- Uncategorized
- 01 Apr 03
In which our foreign correspondent wonders if the Chinese know what they’re letting themselves in for as rock’s old guard go east
Way back in the day, the Rolling Stones – even then regarded by critics as the “oldest rock ‘n’ roll band in the world” – were wont to inflate a gigantic phallus onstage, which Mr Michael Philip Jagger would proceed to straddle whilst wrapping his lips around such felicitous pop poetry as: “She blew my nose and then she blew my mind.”
Rolling Stone, where I was working as a gossip columnist and drug supplier at the time, ran a picture of Jags astride the beast, beneath the visually clever headline ‘THE PEN IS MIGHTIER THAN THE SWORD’.

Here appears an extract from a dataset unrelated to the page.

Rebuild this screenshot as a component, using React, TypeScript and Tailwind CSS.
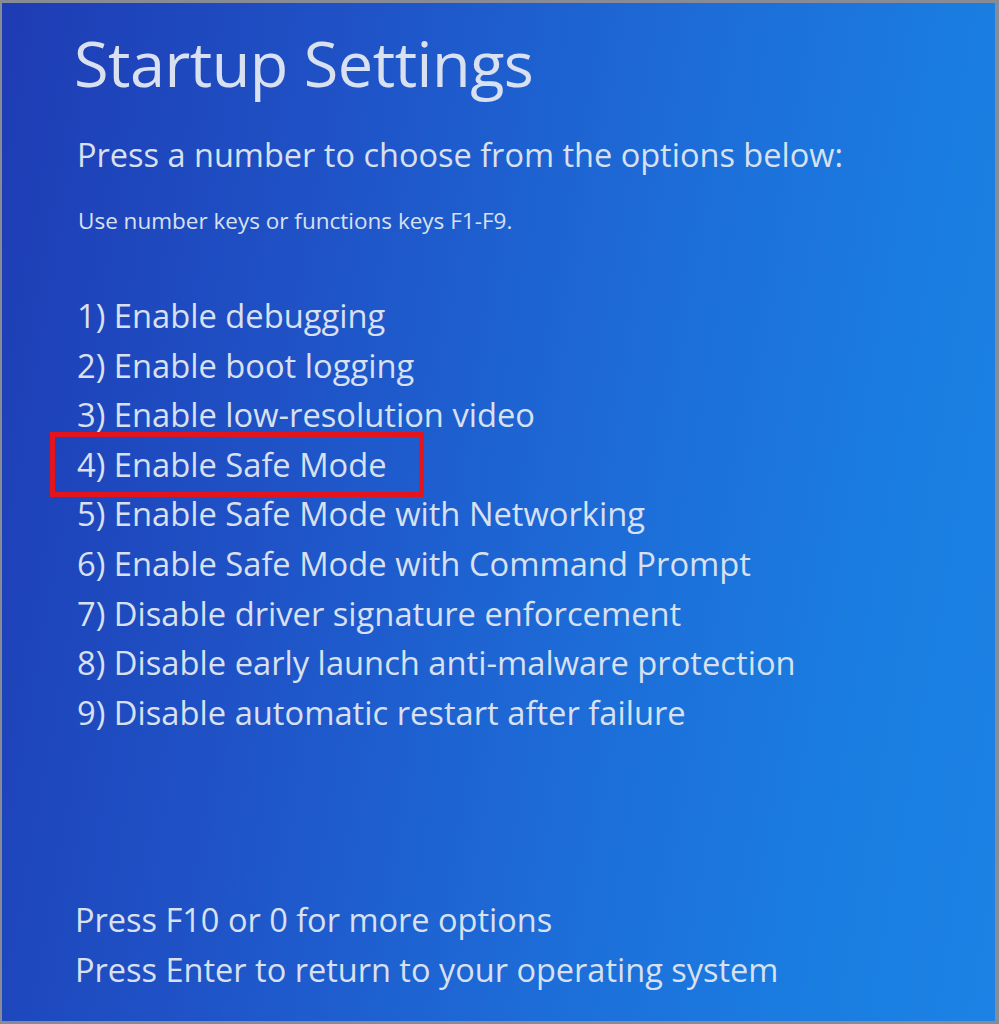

Clever but not, I insist to this day, a patch on my own suggested billing for the controversial shot: ‘STONES ON STAGE – SPOT THE BIG PRICK’. Unfortunately, Yawn Wenner, founder and editor of the Stone, sanctioned my contribution on the grounds that it was “disrespectful to musicians”, with the result that I was forced to quit that lowdown gig for good, although not before setting fire to his collection of cheesecloth shirts and loon pants, and spiking his Pepsi Lite.
Opium pipe
Memories of those innocent days were inspired by the news that the Stones themselves now face censorship as they prepare to embark on their first ever tour of China.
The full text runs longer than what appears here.